03.24.20
Fair Report
Our 3 Favorite Projects from the Pandemic-Shuttered Melbourne Design Week 2020
It was every design fair organizer’s worst nightmare — just as Melbourne Design Week was set to open its largest edition ever a week and a half ago, with over 200 events ready to launch around the city, it was largely shut down by the COVID-19 crisis, one of the increasing design-world casualties the virus has claimed this year. We spotted a few great projects in our inboxes and on Instagram, though, so we’re highlighting our three favorites here: new collections by James Howe and Fiona Lynch, and the Transcendence exhibition at one of our favorite vintage and contemporary design galleries, Modern Times.

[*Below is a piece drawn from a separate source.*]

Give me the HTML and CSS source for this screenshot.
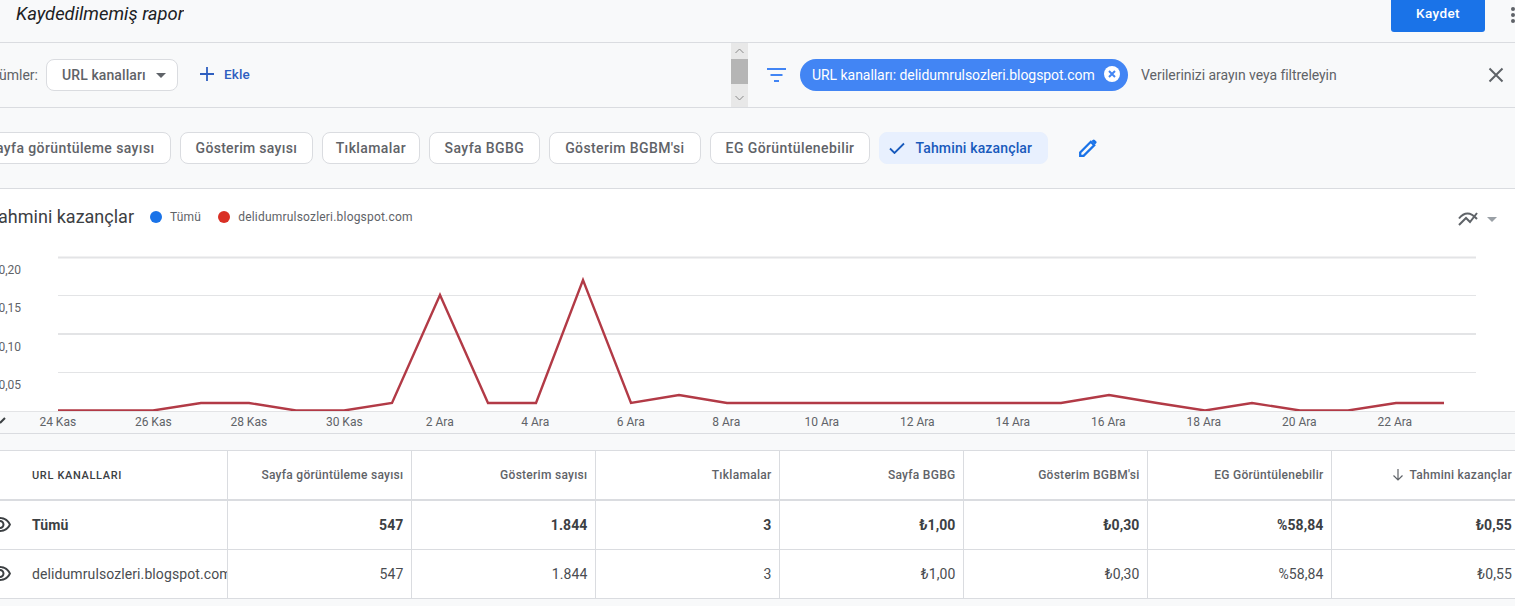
FILE: index.html
```html
<!DOCTYPE html>
<html lang="tr">
<head>
	<meta charset="utf-8">
	<meta name="viewport" content="width=device-width, initial-scale=1">
	<link rel="stylesheet" href="styles.css">
</head>
<body>
<header class="topbar">
   <div class="report-title">Kaydedilmemiş rapor</div>
   <button class="save-btn">Kaydet</button>
   <svg class="more-icon" width="6" height="18" viewBox="0 0 6 18"><circle cx="3" cy="3" r="2"/><circle cx="3" cy="9" r="2"/><circle cx="3" cy="15" r="2"/></svg>
</header>

<section class="filter-row">
   <div class="dimensions">
      <div class="clip-left dim-label"><span>Bölümler:</span></div>
      <button class="dim-btn">URL kanalları <i class="caret"></i></button>
      <button class="add-btn">
         <svg width="14" height="14" viewBox="0 0 14 14"><path d="M7 0v14M0 7h14" stroke="#2f5fc0" stroke-width="1.8" fill="none"/></svg>
         Ekle
      </button>
   </div>
   <div class="scrollbar">
      <svg class="scroll-arrow" width="17" height="16" viewBox="0 0 17 16"><path d="M4.500 10l4-4 4 4" stroke="#8a8a8a" fill="none"/></svg>
      <div class="scroll-thumb"></div>
      <svg class="scroll-arrow" width="17" height="23" viewBox="0 0 17 23"><path d="M4.500 12l4 4 4-4" stroke="#8a8a8a" fill="none"/></svg>
   </div>
   <div class="filters">
      <svg class="filter-icon" width="19" height="14" viewBox="0 0 19 14"><path d="M0 1h19M3.500 7h12M7 13h5" stroke="#4285f4" stroke-width="2" fill="none"/></svg>
      <div class="filter-chip">
         URL kanalları: delidumrulsozleri.blogspot.com
         <svg width="16" height="16" viewBox="0 0 16 16"><circle cx="8" cy="8" r="8" fill="#fff"/><path d="M5 5l6 6M11 5l-6 6" stroke="#4285f4" stroke-width="2"/></svg>
      </div>
      <div class="search-hint">Verilerinizi arayın veya filtreleyin</div>
      <svg class="close-icon" width="16" height="16" viewBox="0 0 16 16"><path d="M1.500 1.500l13 13M14.500 1.500l-13 13" stroke="#5f6368" stroke-width="2" fill="none"/></svg>
   </div>
</section>

<section class="metrics">
   <button class="metric first">Sayfa görüntüleme sayısı</button>
   <button class="metric tight">Gösterim sayısı</button>
   <button class="metric narrow">Tıklamalar</button>
   <button class="metric">Sayfa BGBG</button>
   <button class="metric">Gösterim BGBM'si</button>
   <button class="metric">EG Görüntülenebilir</button>
   <button class="metric active">
      <svg width="16" height="12" viewBox="0 0 16 12"><path d="M1 6.500l4.500 4.500L15 1.500" stroke="#185abc" stroke-width="1.800" fill="none"/></svg>
      Tahmini kazançlar
   </button>
   <svg class="pencil" width="18" height="18" viewBox="0 0 18 18"><path d="M1.200 16.800v-3.400L11.800 2.800l3.400 3.400L4.600 16.800z" fill="none" stroke="#1a73e8" stroke-width="2.300"/><path d="M12.500 2.100l1.200-1.200a1.500 1.500 0 0 1 2.100 0l1.300 1.300a1.500 1.500 0 0 1 0 2.100l-1.200 1.200z" fill="#1a73e8"/></svg>
</section>

<section class="chart">
   <div class="chart-head">
      <div class="clip-left chart-title"><span>Tahmini kazançlar</span></div>
      <div class="legend"><i class="dot blue"></i>Tümü</div>
      <div class="legend"><i class="dot red"></i>delidumrulsozleri.blogspot.com</div>
      <svg class="chart-type" width="20" height="14" viewBox="0 0 20 14"><path d="M1 6.500Q5 1.500 9.500 1.500T19 7M1 13l7-7 4 4 7-9" stroke="#5f6368" stroke-width="2" fill="none"/></svg>
      <i class="caret grey"></i>
   </div>
   <svg class="plot" width="1515" height="161" viewBox="0 250 1515 161">
      <g stroke="#e3e4e6" stroke-width="1">
         <path d="M58 257.500H1476" stroke-width="2"/>
         <path d="M58 295.500H1476"/>
         <path d="M58 334H1476" stroke-width="2"/>
         <path d="M58 372.500H1476"/>
      </g>
      <g class="y-label" text-anchor="end">
         <text x="21" y="274">₺0,20</text>
         <text x="21" y="312">₺0,15</text>
         <text x="21" y="351">₺0,10</text>
         <text x="21" y="389">₺0,05</text>
      </g>
      <polyline class="line" points="58,410.500 105,410.500 153,410.500 201,403 249,403 296,410.500 344,410.500 392,403 440,295 488,403 536,403 583,280 631,403 679,395 727,403 1061,403 1109,395 1157,403 1205,410.500 1252,403 1300,410.500 1348,410.500 1396,403 1444,403"/>
   </svg>
</section>

<div class="x-axis">
   <svg class="axis-tick" width="10" height="8" viewBox="0 0 10 8"><path d="M0 6l5-5" stroke="#3c4043" stroke-width="2"/></svg>
   <span>24 Kas</span><span>26 Kas</span><span>28 Kas</span><span>30 Kas</span><span>2 Ara</span><span>4 Ara</span><span>6 Ara</span><span>8 Ara</span><span>10 Ara</span><span>12 Ara</span><span>14 Ara</span><span>16 Ara</span><span>18 Ara</span><span>20 Ara</span><span>22 Ara</span>
</div>

<table class="report">
   <colgroup>
      <col class="col-name">
      <col class="col-num"><col class="col-num"><col class="col-num"><col class="col-num"><col class="col-num"><col class="col-num">
      <col class="col-last">
   </colgroup>
   <thead>
      <tr>
         <th class="name-head">URL KANALLARI</th>
         <th>Sayfa görüntüleme sayısı</th>
         <th>Gösterim sayısı</th>
         <th>Tıklamalar</th>
         <th>Sayfa BGBG</th>
         <th>Gösterim BGBM'si</th>
         <th>EG Görüntülenebilir</th>
         <th><svg class="sort" width="12" height="12" viewBox="0 0 12 12"><path d="M6 0v11M1.500 6.500L6 11l4.500-4.500" stroke="#5f6368" stroke-width="1.200" fill="none"/></svg> Tahmini kazançlar</th>
      </tr>
   </thead>
   <tbody>
      <tr class="total">
         <td class="name"><div class="name-cell"><svg width="24" height="24" viewBox="0 0 24 24"><path d="M12 6c3.790 0 7.170 2.130 8.820 5.500C19.170 14.870 15.790 17 12 17s-7.170-2.130-8.820-5.500C4.830 8.130 8.210 6 12 6m0-2C7 4 2.730 7.110 1 11.500 2.730 15.890 7 19 12 19s9.270-3.110 11-7.500C21.270 7.110 17 4 12 4zm0 5c1.380 0 2.500 1.120 2.500 2.500S13.380 14 12 14s-2.500-1.120-2.500-2.500S10.620 9 12 9m0-2c-2.480 0-4.500 2.020-4.500 4.500S9.520 16 12 16s4.500-2.020 4.500-4.500S14.480 7 12 7z"/></svg>Tümü</div></td>
         <td>547</td><td>1.844</td><td>3</td><td>₺1,00</td><td>₺0,30</td><td>%58,84</td><td>₺0,55</td>
      </tr>
      <tr>
         <td class="name"><div class="name-cell"><svg width="24" height="24" viewBox="0 0 24 24"><path d="M12 6c3.790 0 7.170 2.130 8.820 5.500C19.170 14.870 15.790 17 12 17s-7.170-2.130-8.820-5.500C4.830 8.130 8.210 6 12 6m0-2C7 4 2.730 7.110 1 11.500 2.730 15.890 7 19 12 19s9.270-3.110 11-7.500C21.270 7.110 17 4 12 4zm0 5c1.380 0 2.500 1.120 2.500 2.500S13.380 14 12 14s-2.500-1.120-2.500-2.500S10.620 9 12 9m0-2c-2.480 0-4.500 2.020-4.500 4.500S9.520 16 12 16s4.500-2.020 4.500-4.500S14.480 7 12 7z"/></svg>delidumrulsozleri.blogspot.com</div></td>
         <td>547</td><td>1.844</td><td>3</td><td>₺1,00</td><td>₺0,30</td><td>%58,84</td><td>₺0,55</td>
      </tr>
   </tbody>
</table>
</body>
</html>
```

FILE: styles.css
```css
body {
   margin: 0;
   height: 606px;
   overflow: hidden;
   background: #f8f9fa;
   font-family: Roboto, "Liberation Sans", sans-serif;
   font-size: 14px;
   color: #3c4043;
}

button {
   font-family: inherit;
   cursor: pointer;
}

.clip-left {
   display: flex;
   justify-content: flex-end;
   white-space: nowrap;
   flex: none;
}

.caret {
   display: inline-block;
   width: 0;
   height: 0;
   border-left: 5px solid transparent;
   border-right: 5px solid transparent;
   border-top: 5px solid #5f6368;
}

.caret.grey {
   border-top-color: #9aa0a6;
   margin-left: 9px;
}

/* top bar */
.topbar {
   height: 42px;
   box-sizing: border-box;
   display: flex;
   align-items: flex-start;
   padding-left: 16px;
}

.report-title {
   width: 168px;
   overflow: hidden;
   white-space: nowrap;
   font-size: 18.4px;
   font-style: italic;
   line-height: 27px;
   color: #202124;
}

.save-btn {
   margin-left: auto;
   width: 94px;
   height: 32px;
   border: none;
   border-radius: 0 0 3px 3px;
   background: #1a73e8;
   color: #fff;
   font-size: 13.5px;
   font-weight: 500;
   letter-spacing: 0.4px;
   padding: 0 0 6px;
}

.more-icon {
   margin: 6px -1px 0 25px;
   flex: none;
   fill: #5f6368;
}

/* dimensions and filters */
.filter-row {
   height: 64px;
   display: flex;
   border-top: 1px solid #dadce0;
   border-bottom: 1px solid #dadce0;
}

.dimensions {
   width: 731px;
   flex: none;
   display: flex;
   align-items: center;
}

.dim-label {
   width: 38px;
   color: #5f6368;
}

.dim-btn {
   margin-left: 8px;
   width: 132px;
   height: 32px;
   border: 1px solid #dadce0;
   border-radius: 8px;
   background: #fff;
   color: #5f6368;
   font-size: 14px;
   font-weight: 500;
   letter-spacing: 0.1px;
   display: flex;
   align-items: center;
   justify-content: space-between;
   padding: 0 11px 0 15px;
}

.add-btn {
   margin-left: 22px;
   border: none;
   background: none;
   padding: 0 0 2px;
   display: flex;
   align-items: center;
   gap: 10px;
   color: #2f5fc0;
   font-size: 13.5px;
   font-weight: 500;
   letter-spacing: 0.15px;
}

.scrollbar {
   width: 17px;
   flex: none;
   background: #e8e8e8;
   display: flex;
   flex-direction: column;
}

.scroll-thumb {
   height: 25px;
   background: #b5b5b5;
}

.filters {
   flex: 1;
   display: flex;
   align-items: center;
   padding: 0 11px 0 19px;
}

.filter-chip {
   margin-left: 14px;
   height: 32px;
   width: 328px;
   box-sizing: border-box;
   padding: 0 8px 0 12px;
   border-radius: 16px;
   background: #4285f4;
   color: #fff;
   letter-spacing: -0.05px;
   display: flex;
   align-items: center;
   justify-content: space-between;
   white-space: nowrap;
}

.filter-chip svg {
   margin-bottom: 3px;
}

.search-hint {
   margin-left: 13px;
   color: #5f6368;
   letter-spacing: -0.05px;
}

.close-icon {
   margin-left: auto;
}

/* metric chips */
.metrics {
   height: 81px;
   box-sizing: border-box;
   border-bottom: 1px solid #dadce0;
   display: flex;
   align-items: center;
   gap: 9px;
}

.metric {
   height: 32px;
   border: 1px solid #dadce0;
   border-radius: 8px;
   background: #fff;
   color: #5f6368;
   font-size: 14px;
   font-weight: 500;
   letter-spacing: 0.4px;
   padding: 0 15px;
   white-space: nowrap;
   flex: none;
}

.metric.first {
   margin-left: -29px;
}

.metric.tight {
   letter-spacing: 0.3px;
}

.metric.narrow {
   padding: 0 12.500px;
}

.metric.active {
   border-color: #e8f0fe;
   background: #e8f0fe;
   color: #185abc;
   letter-spacing: 0.15px;
   display: flex;
   align-items: center;
   gap: 10px;
   padding: 0 15px 0 9px;
}

.pencil {
   margin-left: 22px;
   flex: none;
}

/* chart */
.chart {
   background: #fff;
   height: 222px;
}

.chart-head {
   height: 61px;
   box-sizing: border-box;
   padding: 15px 18px 0 0;
   display: flex;
   align-items: flex-start;
}

.chart-title {
   width: 134px;
   font-size: 18px;
   line-height: 26px;
   color: #3c4043;
}

.legend {
   display: flex;
   align-items: center;
   height: 26px;
   font-size: 12px;
   letter-spacing: 0.2px;
   color: #5f6368;
   margin-left: 16px;
}

.legend + .legend {
   margin-left: 17px;
}

.dot {
   width: 12px;
   height: 12px;
   border-radius: 50%;
   margin-right: 8px;
}

.dot.blue {
   background: #1a73e8;
}

.dot.red {
   background: #d93025;
}

.chart-type {
   margin: 8px 0 0 auto;
}

.chart-head .caret {
   margin-top: 13px;
}

.plot {
   display: block;
}

.y-label {
   font-size: 12px;
   fill: #5f6368;
}

.line {
   fill: none;
   stroke: #b23a46;
   stroke-width: 2.4;
   stroke-linejoin: miter;
}

.x-axis {
   height: 19px;
   padding-bottom: 2px;
   border-top: 1px solid #e3e4e6;
   border-bottom: 1px solid #dadce0;
   display: flex;
   align-items: center;
   font-size: 12px;
   color: #5f6368;
}

.x-axis span {
   width: 95.5px;
   flex: none;
   text-align: center;
}

.axis-tick {
   flex: none;
   align-self: flex-start;
   margin-top: 5px;
}

/* table */
.report {
   margin-top: 16px;
   width: 1519px;
   table-layout: fixed;
   border-collapse: collapse;
   background: #fff;
   border-top: 1px solid #dadce0;
   border-bottom: 1px solid #dadce0;
}

.col-name {
   width: 227px;
}

.col-num {
   width: 184px;
}

.col-last {
   width: 188px;
}

.report th {
   height: 48px;
   padding: 0 7px 0 8px;
   text-align: right;
   font-size: 12px;
   font-weight: 500;
   letter-spacing: 0.28px;
   color: #5f6368;
   border-left: 1px solid #dadce0;
   border-bottom: 2px solid #dadce0;
   white-space: nowrap;
}

.report th.name-head {
   border-left: 0;
   padding-left: 32px;
   text-align: left;
   font-size: 11px;
   letter-spacing: 0.65px;
   color: #3c4043;
}

.sort {
   margin-right: 2px;
   vertical-align: -2px;
}

.report td {
   height: 48px;
   padding: 0 7px 0 8px;
   text-align: right;
   letter-spacing: 0.1px;
   color: #4a4d51;
   border-left: 1px solid #dadce0;
   border-bottom: 1px solid #dadce0;
   white-space: nowrap;
}

.report td.name {
   border-left: 0;
   padding: 0;
   overflow: hidden;
   text-align: left;
}

.name-cell {
   display: flex;
   align-items: center;
   gap: 20px;
   margin-left: -12px;
}

.name-cell svg {
   flex: none;
   fill: #3c4043;
}

.report .total td {
   font-weight: 700;
   color: #3c4043;
}
```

Transcendence at Modern Times
The overall theme of Melbourne Design Week this year was meant to be “How can design shape life?” Modern Times decided to respond with a show of new work by members of its stable that proposes that design can shape life the same way that art does — by “allowing us to access something outside of ourselves or feel something that words can’t fully capture.” Ie, transcendence. All of the pieces are both viewable and purchasable on Modern Times’s website.
The Deeper the Blue Sequence Round Table by Coco Flip
Quarto Sculpture in Powder Coated Steel and Clay by Luca Lettieri
CCC Cantilever Dining Chair by Steelotto
Poolside Table in White Raku and Solis Side Table in White Raku by Ebony Heidenreich
Pillar Lamp and Block Surface Sconce in Viola Marble by Henry Wilson
Nocturnal Flower 3 Sculpture by Bettina Willner-Browne
Fertility Idol B01 in Black Stoneware by Ella Bendrups
Work Shop by Fiona Lynch
This month was meant to be the launch of the fourth edition of Work Shop, a curatorial series by interior designer Fiona Lynch in which she pairs her own objects with those of her fellow Australian artists and designers. The centerpiece of the latest show was meant to be Lynch’s new Untitled cabinet, with hand-worked aluminum by Daniel Barbera and maple timberwork by Ross Thompson. The back of the cabinet features chalk lines that evoke the “minimalist black paintings of Frank Stella, such as ‘The Marriage of Reason.'” The cabinet is joined by a raw-silk pendant light by Catherine Shannon, a glass sculpture by Mark Douglass, and a painting (not pictured) by Jacopo Moschin.
James Howe
The Adelaide-based designer James Howe released three new furniture pieces as part of Melbourne Design Week. The Fan Court Table — also shown at the top of this post, alongside a pink ceramic table by Ebony Heidenreich — was launched as part of another small show held at Modern Times, called Monolith, and curated by Howe himself. It’s made from a pebbledash stucco base and a slate top. Howe’s J5 cabinet is made of solid maple with chevron-fluted doors. And his J7 Daybed, which was also part of the Transcendence show above, features a red oak and teal steel base with a woven papercord top.